Visible content is usually the bigger risk
With screenshots, the pixels are often more sensitive than the metadata. A clean metadata report does not hide a username, account email, browser tab, address bar, document title, notification, DM preview, API key, file path, workspace name, server channel, customer record, or background window.
Review the visible image first. Zoom in before sharing and scan the edges, menu bars, sidebars, status bars, tabs, notification areas, address bars, filenames, and reflected content. Then clean metadata as the final step after edits are complete.
- Check usernames, avatars, email addresses, server names, and account IDs.
- Review browser tabs, URLs, bookmarks, notifications, and search bars.
- Look for file paths, local folders, document titles, workspace names, and project labels.
- Blur QR codes, access tokens, invoices, receipts, addresses, and support IDs.
- Crop away background windows, sidebars, or private chat history.
PNG, JPG, and WebP screenshots
Many screenshots are PNG files because PNG preserves sharp interface text well. PNG metadata can live in text chunks, color profile chunks, timestamps, software fields, or XMP-like data depending on the app that wrote the file. That makes PNG metadata worth checking before public sharing.
JPG and WebP screenshots usually come from conversion, compression, export, or an editing workflow. Those formats can carry EXIF or XMP fields depending on the tool. If you save a screenshot through an editor, compressor, design app, AI tool, or web converter, inspect the exported file instead of only the original capture.
- Check PNG screenshots for text chunks, software values, timestamps, and profile data.
- Check JPG screenshots for EXIF, XMP, orientation, and export metadata.
- Check WebP screenshots for EXIF, XMP, ICC, and converter fields.
- Inspect the final exported screenshot, not only the first raw capture.
Edited screenshots can add new metadata
Cropping, blurring, drawing arrows, adding boxes, or compressing a screenshot can create a new file.
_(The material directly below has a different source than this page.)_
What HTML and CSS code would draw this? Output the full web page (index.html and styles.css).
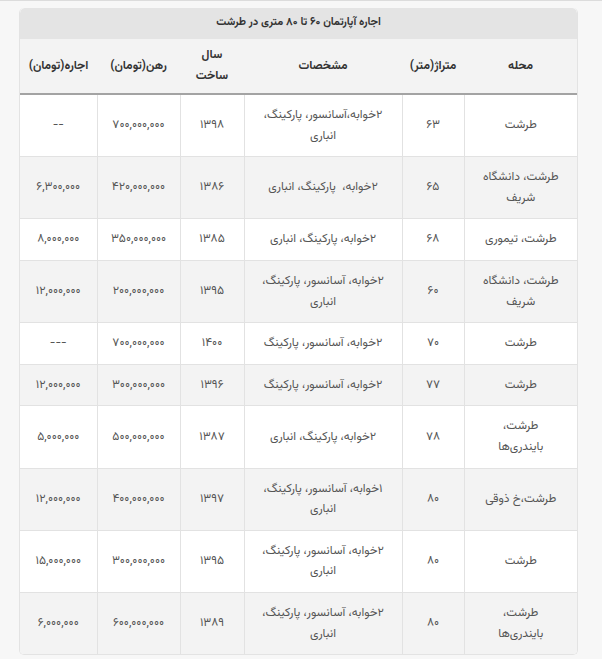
FILE: index.html
```html
<!DOCTYPE html>
<html lang="fa" dir="rtl">
<head>
<meta charset="utf-8">
<title>اجاره آپارتمان</title>
<link rel="stylesheet" href="styles.css">
</head>
<body>
<div class="page">
  <div class="card">
    <div class="caption">اجاره آپارتمان ۶۰ تا ۸۰ متری در طرشت</div>
    <table class="rent">
      <colgroup>
        <col class="c-area">
        <col class="c-size">
        <col class="c-spec">
        <col class="c-year">
        <col class="c-mortgage">
        <col class="c-rent">
      </colgroup>
      <thead>
        <tr>
          <th>محله</th>
          <th>متراژ(متر)</th>
          <th>مشخصات</th>
          <th>سال<br>ساخت</th>
          <th>رهن(تومان)</th>
          <th>اجاره(تومان)</th>
        </tr>
      </thead>
      <tbody>
        <tr>
          <td>طرشت</td><td>۶۳</td><td>۲خوابه،آسانسور، پارکینگ،<br>انباری</td><td>۱۳۹۸</td><td>۷۰۰,۰۰۰,۰۰۰</td><td>--</td>
        </tr>
        <tr>
          <td>طرشت، دانشگاه<br>شریف</td><td>۶۵</td><td>۲خوابه،&nbsp; پارکینگ، انباری</td><td>۱۳۸۶</td><td>۴۲۰,۰۰۰,۰۰۰</td><td>۶,۳۰۰,۰۰۰</td>
        </tr>
        <tr>
          <td>طرشت، تیموری</td><td>۶۸</td><td>۲خوابه، پارکینگ، انباری</td><td>۱۳۸۵</td><td>۳۵۰,۰۰۰,۰۰۰</td><td>۸,۰۰۰,۰۰۰</td>
        </tr>
        <tr>
          <td>طرشت، دانشگاه<br>شریف</td><td>۶۰</td><td>۲خوابه، آسانسور، پارکینگ،<br>انباری</td><td>۱۳۹۵</td><td>۲۰۰,۰۰۰,۰۰۰</td><td>۱۲,۰۰۰,۰۰۰</td>
        </tr>
        <tr>
          <td>طرشت</td><td>۷۰</td><td>۲خوابه، آسانسور، پارکینگ</td><td>۱۴۰۰</td><td>۷۰۰,۰۰۰,۰۰۰</td><td>---</td>
        </tr>
        <tr>
          <td>طرشت</td><td>۷۷</td><td>۲خوابه، آسانسور، پارکینگ</td><td>۱۳۹۶</td><td>۳۰۰,۰۰۰,۰۰۰</td><td>۱۲,۰۰۰,۰۰۰</td>
        </tr>
        <tr>
          <td>طرشت،<br>بایندری‌ها</td><td>۷۸</td><td>۲خوابه، پارکینگ، انباری</td><td>۱۳۸۷</td><td>۵۰۰,۰۰۰,۰۰۰</td><td>۵,۰۰۰,۰۰۰</td>
        </tr>
        <tr>
          <td>طرشت،خ ذوقی</td><td>۸۰</td><td>۱خوابه، آسانسور، پارکینگ،<br>انباری</td><td>۱۳۹۷</td><td>۴۰۰,۰۰۰,۰۰۰</td><td>۱۲,۰۰۰,۰۰۰</td>
        </tr>
        <tr>
          <td>طرشت</td><td>۸۰</td><td>۲خوابه، آسانسور، پارکینگ،<br>انباری</td><td>۱۳۹۵</td><td>۳۰۰,۰۰۰,۰۰۰</td><td>۱۵,۰۰۰,۰۰۰</td>
        </tr>
        <tr>
          <td>طرشت،<br>بایندری‌ها</td><td>۸۰</td><td>۲خوابه، آسانسور، پارکینگ،<br>انباری</td><td>۱۳۸۹</td><td>۶۰۰,۰۰۰,۰۰۰</td><td>۶,۰۰۰,۰۰۰</td>
        </tr>
      </tbody>
    </table>
  </div>
  <div class="edge"></div>
</div>
</body>
</html>
```

FILE: styles.css
```css
html, body {
  margin: 0;
  padding: 0;
}
body {
  background: #f7f7f7;
  border-top: 1px solid #dcdcdc;
  font-family: "Vazirmatn", "DejaVu Sans", "Noto Sans", sans-serif;
  color: #555;
  height: 658px;
  overflow: hidden;
}
.page {
  padding: 7px 24px 0 19px;
  display: flex;
  flex-direction: column;
}
.card {
  width: 559px;
  background: #fff;
  border: 1px solid #e3e3e3;
  border-top: none;
  border-radius: 5px;
  overflow: hidden;
  box-sizing: border-box;
}
.caption {
  background: #e4e4e4;
  color: #333;
  font-size: 11px;
  font-weight: bold;
  text-align: center;
  height: 31px;
  line-height: 30px;
  border-radius: 5px 5px 0 0;
}
.rent {
  width: 100%;
  border-collapse: collapse;
  table-layout: fixed;
  font-size: 12px;
}
.c-area { width: 113px; }
.c-size { width: 62px; }
.c-spec { width: 158px; }
.c-year { width: 64px; }
.c-mortgage { width: 83px; }
.c-rent { width: auto; }
.rent th {
  background: #f3f3f3;
  color: #333;
  font-weight: bold;
  font-size: 12px;
  line-height: 21px;
  padding: 6px 4px;
  border-bottom: 2px solid #a3a3a3;
  text-align: center;
  vertical-align: middle;
}
.rent td {
  text-align: center;
  vertical-align: middle;
  line-height: 20.6px;
  padding: 10px 4px;
  border-left: 1px solid #e2e2e2;
  border-top: 1px solid #e2e2e2;
}
.rent tbody tr:first-child td {
  border-top: none;
}
.rent td:last-child {
  border-left: none;
}
.rent tbody tr:nth-child(even) td {
  background: #f3f3f3;
}
.edge {
  margin: 4px -24px 0 -19px;
  height: 3px;
  background: #2e3235;
}
```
That new file may be safer visually, but it can also include metadata from the editor or export tool.
The order matters. Do all visible cleanup first: crop, blur, redact, annotate, resize, or convert. Then inspect and clean metadata from the final file. If you clean metadata first and then edit the screenshot, the editing step can add metadata again.
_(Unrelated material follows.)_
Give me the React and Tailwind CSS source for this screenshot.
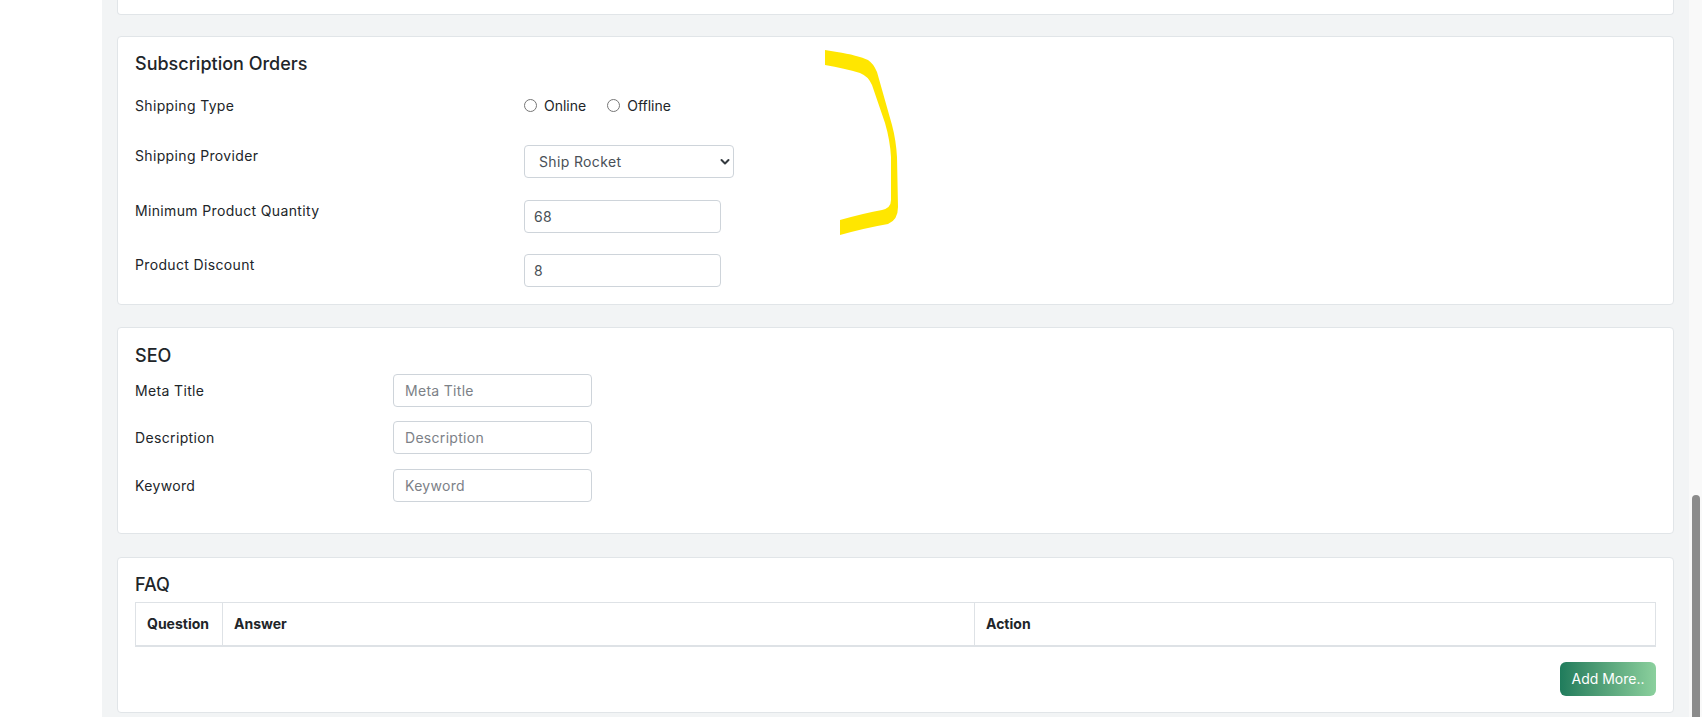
import React from "react";

function Card({ className = "", children }) {
  return (
    <section
      className={`rounded-[4px] border border-[#e1e5e8] bg-white px-[17px] ${className}`}
    >
      {children}
    </section>
  );
}

function Title({ children }) {
  return (
    <h2 className="text-[18px] leading-[27px] font-medium tracking-normal text-[#212529]">
      {children}
    </h2>
  );
}

function Radio({ label, name }) {
  return (
    <label className="flex items-center">
      <input
        type="radio"
        name={name}
        className="m-0 h-[13px] w-[13px] appearance-none rounded-full border border-[#767676] bg-white"
      />
      <span className="ml-[7px] leading-[21px] tracking-normal">{label}</span>
    </label>
  );
}

function TextInput({ value, placeholder, width }) {
  return (
    <input
      type="text"
      defaultValue={value}
      placeholder={placeholder}
      className={`${width} h-[33px] rounded-[4px] border border-[#ced4da] bg-white pl-[9px] text-[14px] text-[#495057] outline-none placeholder:text-[#7c8187]`}
    />
  );
}

function FormRow({ label, children, className = "" }) {
  return (
    <div className={`flex items-start ${className}`}>
      <div className="w-[389px] shrink-0 leading-[21px]">{label}</div>
      {children}
    </div>
  );
}

function SeoRow({ label, placeholder, className = "" }) {
  return (
    <div className={`flex items-center ${className}`}>
      <div className="w-[258px] shrink-0 leading-[21px]">{label}</div>
      <input
        type="text"
        placeholder={placeholder}
        className="h-[33px] w-[199px] rounded-[4px] border border-[#ced4da] bg-white pl-[11px] text-[14px] tracking-[0.3px] text-[#495057] outline-none placeholder:text-[#7c8187]"
      />
    </div>
  );
}

export default function App() {
  return (
    <div className="relative flex h-[717px] w-full overflow-hidden bg-white font-['Inter',sans-serif] text-[14px] tracking-[0.35px] text-[#212529]">
      <aside className="w-[102px] shrink-0 bg-white" />

      <main className="flex-1 bg-[#f2f4f5] px-[15px]">
        {/* tail of the card above */}
        <div className="h-[15px] rounded-b-[4px] border-x border-b border-[#e1e5e8] bg-white" />

        <Card className="mt-[21px] pt-[13px] pb-[17px]">
          <Title>Subscription Orders</Title>
          <div className="mt-[18px]">
            <FormRow label="Shipping Type">
              <div className="flex h-[21px] items-center">
                <Radio label="Online" name="shipping-type" />
                <div className="ml-[21px]">
                  <Radio label="Offline" name="shipping-type" />
                </div>
              </div>
            </FormRow>
            <FormRow label="Shipping Provider" className="mt-[29px]">
              <div className="relative">
                <select
                  defaultValue="shiprocket"
                  className="h-[33px] w-[210px] appearance-none rounded-[4px] border border-[#ced4da] bg-white pl-[14px] text-[14px] text-[#495057] outline-none"
                >
                  <option value="shiprocket">Ship Rocket</option>
                </select>
                <svg
                  className="pointer-events-none absolute right-[4px] top-[12px] h-[10px] w-[10px]"
                  viewBox="0 0 10 10"
                >
                  <path
                    d="M1.5 3 L5 6.5 L8.5 3"
                    fill="none"
                    stroke="#343a40"
                    strokeWidth="2"
                    strokeLinecap="round"
                    strokeLinejoin="round"
                  />
                </svg>
              </div>
            </FormRow>
            <FormRow label="Minimum Product Quantity" className="mt-[22px]">
              <TextInput value="68" width="w-[197px]" />
            </FormRow>
            <FormRow label="Product Discount" className="mt-[21px]">
              <TextInput value="8" width="w-[197px]" />
            </FormRow>
          </div>
        </Card>

        <Card className="mt-[22px] pt-[14px] pb-[31px]">
          <Title>SEO</Title>
          <SeoRow label="Meta Title" placeholder="Meta Title" className="mt-[5px]" />
          <SeoRow label="Description" placeholder="Description" className="mt-[14px]" />
          <SeoRow label="Keyword" placeholder="Keyword" className="mt-[15px]" />
        </Card>

        <Card className="mt-[23px] pt-[13px] pb-[16px]">
          <Title>FAQ</Title>
          <table className="mt-[4px] w-full table-fixed border-collapse">
            <colgroup>
              <col className="w-[87px]" />
              <col className="w-[752px]" />
              <col />
            </colgroup>
            <thead>
              <tr className="h-[43px]">
                <th className="border border-b-2 border-[#dee2e6] px-[11px] text-left font-bold tracking-normal">
                  Question
                </th>
                <th className="border border-b-2 border-[#dee2e6] px-[11px] text-left font-bold tracking-normal">
                  Answer
                </th>
                <th className="border border-b-2 border-[#dee2e6] px-[11px] text-left font-bold tracking-normal">
                  Action
                </th>
              </tr>
            </thead>
          </table>
          <div className="mt-[15px] flex justify-end">
            <button className="h-[34px] w-[96px] rounded-[6px] bg-linear-to-r from-[#1f7c5c] to-[#8bd09d] text-[14px] tracking-normal text-white">
              Add More..
            </button>
          </div>
        </Card>
      </main>

      {/* page scrollbar */}
      <div className="relative w-[13px] shrink-0 bg-[#f9f9f9]">
        <div className="absolute left-[3px] top-[495px] bottom-0 w-[8px] rounded-t-full bg-[#8b8b8b]" />
      </div>

      {/* highlighter mark */}
      <svg
        className="pointer-events-none absolute left-[820px] top-[45px] h-[195px] w-[85px]"
        viewBox="0 0 85 195"
      >
        <path
          d="M5 5 L17 7 C30 9 42 12 48 15 Q53 18 57 27 L72 80 Q76 95 77 112 L78 162 Q78 175 68 179 Q45 183 20 190 L20 175 Q45 168 62 165 Q71 163 71 155 L71 112 Q70 95 65 78 L52 40 Q48 31 40 28 C30 25 18 22 5 20 Z"
          fill="#ffe600"
        />
      </svg>
    </div>
  );
}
- Edit visible sensitive content before metadata cleanup.
- Use solid redaction or cropping for sensitive pixels, not only translucent blur.
- Inspect the exported file after annotation or compression.
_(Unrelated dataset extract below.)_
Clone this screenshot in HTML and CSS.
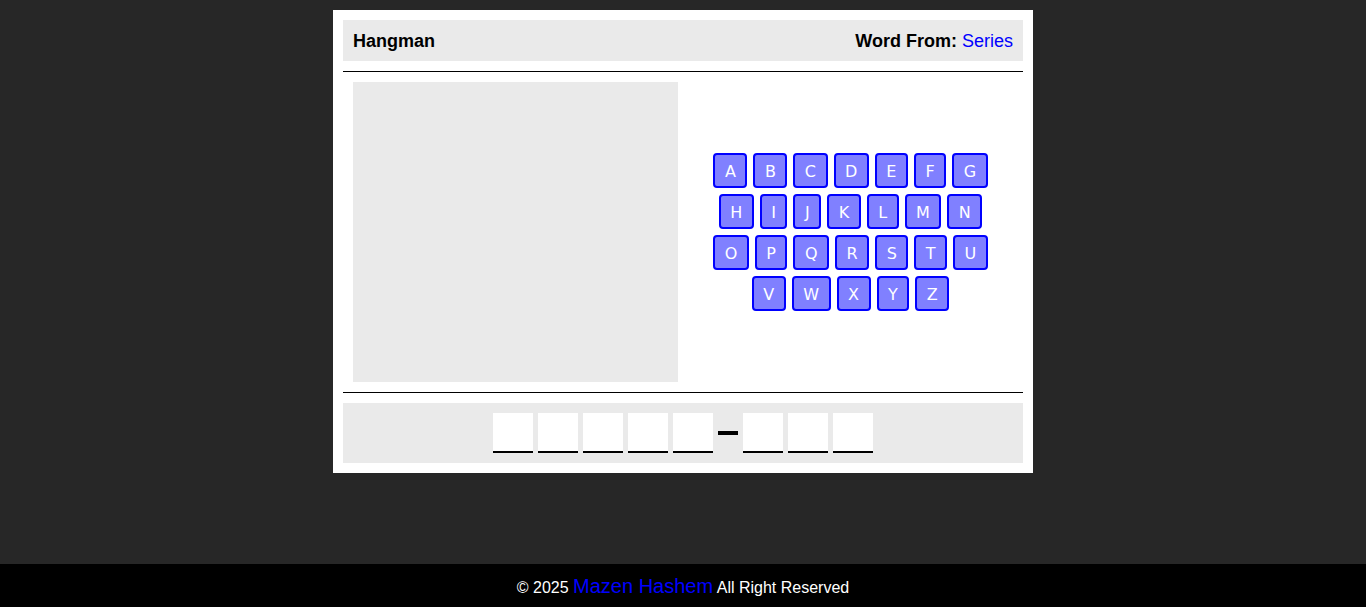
FILE: index.html
```html
<!DOCTYPE html>
<html>
<head>
<meta charset="utf-8">
<title>Hangman</title>
<link rel="stylesheet" href="styles.css">
</head>
<body>
<main class="container">
  <header class="info">
    <div class="title">Hangman</div>
    <div class="category">Word From: <span class="cat-name">Series</span></div>
  </header>
  <section class="game">
    <div class="draw"></div>
    <div class="letters-wrap">
      <div class="letters">
        <span class="letter">A</span><span class="letter">B</span><span class="letter">C</span><span class="letter">D</span><span class="letter">E</span><span class="letter">F</span><span class="letter">G</span>
        <span class="letter">H</span><span class="letter">I</span><span class="letter">J</span><span class="letter">K</span><span class="letter">L</span><span class="letter">M</span><span class="letter">N</span>
        <span class="letter">O</span><span class="letter">P</span><span class="letter">Q</span><span class="letter">R</span><span class="letter">S</span><span class="letter">T</span><span class="letter">U</span>
        <span class="letter">V</span><span class="letter">W</span><span class="letter">X</span><span class="letter">Y</span><span class="letter">Z</span>
      </div>
    </div>
  </section>
  <section class="guess">
    <span class="slot"></span><span class="slot"></span><span class="slot"></span><span class="slot"></span><span class="slot"></span>
    <span class="space"></span>
    <span class="slot"></span><span class="slot"></span><span class="slot"></span>
  </section>
</main>
<footer class="footer">© 2025 <span class="author">Mazen Hashem</span> All Right Reserved</footer>
</body>
</html>
```
FILE: styles.css
```css
* { box-sizing: border-box; }
html, body { margin: 0; padding: 0; }
body {
  background: #272727;
  font-family: "Liberation Sans", Arial, sans-serif;
  min-height: 100vh;
  display: flex;
  flex-direction: column;
}
.container {
  width: 700px;
  margin: 10px auto 0;
  background: #fff;
  padding: 10px;
}
.info {
  display: flex;
  justify-content: space-between;
  align-items: center;
  background: #eaeaea;
  padding: 11px 10px 9px;
  font-size: 18px;
  line-height: 21px;
  font-weight: bold;
  color: #000;
}
.cat-name { color: #0000ff; font-weight: normal; }
.game {
  display: flex;
  margin: 10px 0;
  padding: 10px;
  border-top: 1px solid #000;
  border-bottom: 1px solid #000;
}
.draw {
  width: 325px;
  height: 300px;
  background: #eaeaea;
  flex-shrink: 0;
}
.letters-wrap {
  flex: 1;
  display: flex;
  align-items: center;
  justify-content: center;
  padding-left: 10px;
}
.letters {
  width: 300px;
  display: flex;
  flex-wrap: wrap;
  justify-content: center;
}
.letter {
  font-family: Tahoma, "DejaVu Sans", Verdana, sans-serif;
  font-size: 16px;
  line-height: 19px;
  color: #fff;
  background: #8080ff;
  border: 2px solid #0000ff;
  border-radius: 4px;
  padding: 7px 9.5px 5px;
  margin: 3px;
  text-align: center;
}
.guess {
  background: #eaeaea;
  padding: 10px;
  display: flex;
  justify-content: center;
  align-items: center;
  gap: 5px;
}
.slot {
  width: 40px;
  height: 40px;
  background: #fff;
  border-bottom: 2px solid #000;
}
.space {
  width: 20px;
  height: 4px;
  background: #000;
}
.footer {
  margin-top: auto;
  background: #000;
  color: #fff;
  text-align: center;
  font-size: 16px;
  line-height: 23px;
  height: 43px;
  padding: 12px 10px 8px;
}
.author { color: #0000ff; font-size: 20px; line-height: 20px; }
```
- Keep the original private and share the final cleaned copy.
How to check screenshot metadata
Start with the file you actually plan to share. If the screenshot has been edited, compressed, converted, or annotated, inspect that final exported copy. A file details panel can show basic fields, but a dedicated metadata checker is better for hidden image metadata.
Metadata Remover inspects supported image metadata locally in your browser, shows detected fields, removes supported metadata, and lets you download a cleaned copy. For screenshots, start with the PNG metadata remover when the file is PNG, or use the photo metadata remover for a broader JPG, PNG, and WebP workflow.
- Open the PNG metadata remover or photo metadata remover.
- Select the screenshot you plan to share.
- Review detected PNG, EXIF, XMP, software, timestamp, color profile, or export fields.
- Remove supported metadata locally in the browser.
- Download and share the cleaned copy.
Where screenshot cleanup matters most
A casual screenshot in a private chat may not need a formal review. The useful moment is when the screenshot leaves a trusted context or could be forwarded, indexed, downloaded, saved in a ticket, attached to a public report, or posted in a large community.
This comes up often in support workflows, bug reports, freelance client work, marketplace disputes, school submissions, workplace chats, social posts, Discord channels, Reddit posts, documentation, tutorials, and app store or product launch assets.
- Support tickets and bug reports can show account details or internal URLs.
- Marketplace screenshots can show addresses, order IDs, tracking numbers, or buyer names.
- Workplace screenshots can show project names, client labels, file paths, or internal tools.
- Community posts can reveal usernames, DMs, server names, or notification previews.
- Tutorial screenshots can accidentally expose personal browser state.
Screenshot sharing checklist
The safest screenshot workflow is visual review first, metadata cleanup last. That gives you one final file that has the visible sensitive content handled and the supported hidden metadata removed.
Use this checklist before sharing screenshots publicly, sending them to support, posting in community channels, or handing them to a client.
- Open the screenshot at full size and review every edge of the image.
- Crop or redact visible usernames, tabs, URLs, notifications, file paths, and private content.
- Finish annotations, compression, resizing, or format conversion.
- Inspect the final screenshot for PNG, EXIF, XMP, software, timestamp, or export metadata.
- Remove supported metadata locally and share the cleaned copy.
Frequently asked questions
Do screenshots have EXIF data?
Some screenshots can have EXIF data, especially after conversion, editing, or export to JPG or WebP. Many PNG screenshots rely on PNG text chunks or software fields instead of traditional camera EXIF, so check the actual file before sharing.
Can screenshots contain GPS location?
Screenshots usually do not contain camera GPS fields the way phone photos can, but metadata depends on the device, app, editor, and export path. Visible content in the screenshot can still reveal location through maps, addresses, tabs, weather widgets, notifications, or file names.
Is a screenshot safer than sharing the original photo?
A screenshot may remove some original photo metadata, but it can create a new file with its own metadata and visible privacy risks. Review the screenshot itself and clean the final file before sharing.
Does cropping or blurring remove screenshot metadata?
Cropping or blurring changes visible pixels, but it does not guarantee metadata is removed. The editor can also add new metadata during export. Clean metadata after the final edit.
Does Metadata Remover upload my screenshots?
No. Supported screenshots are inspected and cleaned locally in your browser. You download a cleaned copy and choose where to share it.